● INSTRUCTIONS FOR THE TASK: Repeat every line of the listing below exactly, minus the pictures.

● DATASET EXCERPT:
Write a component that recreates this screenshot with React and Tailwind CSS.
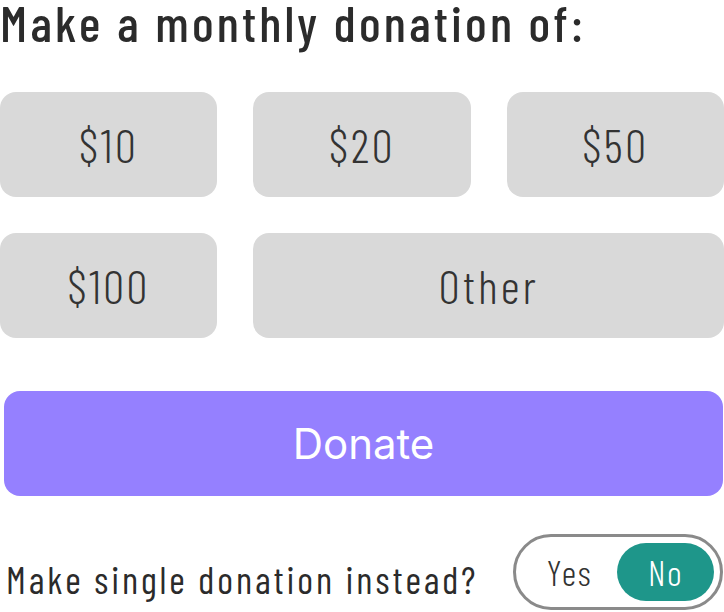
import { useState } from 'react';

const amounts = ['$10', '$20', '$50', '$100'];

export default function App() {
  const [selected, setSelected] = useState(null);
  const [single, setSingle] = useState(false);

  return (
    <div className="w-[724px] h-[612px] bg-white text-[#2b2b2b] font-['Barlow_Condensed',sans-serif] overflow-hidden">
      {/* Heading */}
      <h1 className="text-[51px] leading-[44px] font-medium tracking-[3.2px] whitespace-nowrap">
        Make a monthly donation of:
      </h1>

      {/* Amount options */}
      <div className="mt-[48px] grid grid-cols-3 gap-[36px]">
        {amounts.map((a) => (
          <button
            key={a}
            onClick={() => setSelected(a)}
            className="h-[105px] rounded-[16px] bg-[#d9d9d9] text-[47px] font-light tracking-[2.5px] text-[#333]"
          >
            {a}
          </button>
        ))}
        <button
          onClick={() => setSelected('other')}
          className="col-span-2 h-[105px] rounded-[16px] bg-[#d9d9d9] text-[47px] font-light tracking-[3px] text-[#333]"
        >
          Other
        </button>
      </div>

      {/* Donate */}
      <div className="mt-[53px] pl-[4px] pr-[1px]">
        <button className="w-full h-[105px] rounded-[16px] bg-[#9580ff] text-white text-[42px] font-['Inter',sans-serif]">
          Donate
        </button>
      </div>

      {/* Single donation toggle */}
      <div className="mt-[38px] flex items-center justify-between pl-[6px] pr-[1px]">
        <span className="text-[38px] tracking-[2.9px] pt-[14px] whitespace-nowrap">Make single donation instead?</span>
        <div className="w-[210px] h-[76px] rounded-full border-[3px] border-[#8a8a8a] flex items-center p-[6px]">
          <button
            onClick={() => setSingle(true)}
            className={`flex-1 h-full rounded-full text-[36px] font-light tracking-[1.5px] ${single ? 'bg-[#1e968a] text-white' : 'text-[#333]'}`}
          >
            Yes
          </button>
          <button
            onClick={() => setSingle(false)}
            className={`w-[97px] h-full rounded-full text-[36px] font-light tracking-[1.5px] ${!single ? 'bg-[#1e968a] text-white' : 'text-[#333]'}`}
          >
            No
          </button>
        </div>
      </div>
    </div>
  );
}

● COMPLETED EXERCISE:
Write a component that recreates this screenshot with React and Tailwind CSS.
import { useState } from 'react';

const amounts = ['$10', '$20', '$50', '$100'];

export default function App() {
  const [selected, setSelected] = useState(null);
  const [single, setSingle] = useState(false);

  return (
    <div className="w-[724px] h-[612px] bg-white text-[#2b2b2b] font-['Barlow_Condensed',sans-serif] overflow-hidden">
      {/* Heading */}
      <h1 className="text-[51px] leading-[44px] font-medium tracking-[3.2px] whitespace-nowrap">
        Make a monthly donation of:
      </h1>

      {/* Amount options */}
      <div className="mt-[48px] grid grid-cols-3 gap-[36px]">
        {amounts.map((a) => (
          <button
            key={a}
            onClick={() => setSelected(a)}
            className="h-[105px] rounded-[16px] bg-[#d9d9d9] text-[47px] font-light tracking-[2.5px] text-[#333]"
          >
            {a}
          </button>
        ))}
        <button
          onClick={() => setSelected('other')}
          className="col-span-2 h-[105px] rounded-[16px] bg-[#d9d9d9] text-[47px] font-light tracking-[3px] text-[#333]"
        >
          Other
        </button>
      </div>

      {/* Donate */}
      <div className="mt-[53px] pl-[4px] pr-[1px]">
        <button className="w-full h-[105px] rounded-[16px] bg-[#9580ff] text-white text-[42px] font-['Inter',sans-serif]">
          Donate
        </button>
      </div>

      {/* Single donation toggle */}
      <div className="mt-[38px] flex items-center justify-between pl-[6px] pr-[1px]">
        <span className="text-[38px] tracking-[2.9px] pt-[14px] whitespace-nowrap">Make single donation instead?</span>
        <div className="w-[210px] h-[76px] rounded-full border-[3px] border-[#8a8a8a] flex items-center p-[6px]">
          <button
            onClick={() => setSingle(true)}
            className={`flex-1 h-full rounded-full text-[36px] font-light tracking-[1.5px] ${single ? 'bg-[#1e968a] text-white' : 'text-[#333]'}`}
          >
            Yes
          </button>
          <button
            onClick={() => setSingle(false)}
            className={`w-[97px] h-full rounded-full text-[36px] font-light tracking-[1.5px] ${!single ? 'bg-[#1e968a] text-white' : 'text-[#333]'}`}
          >
            No
          </button>
        </div>
      </div>
    </div>
  );
}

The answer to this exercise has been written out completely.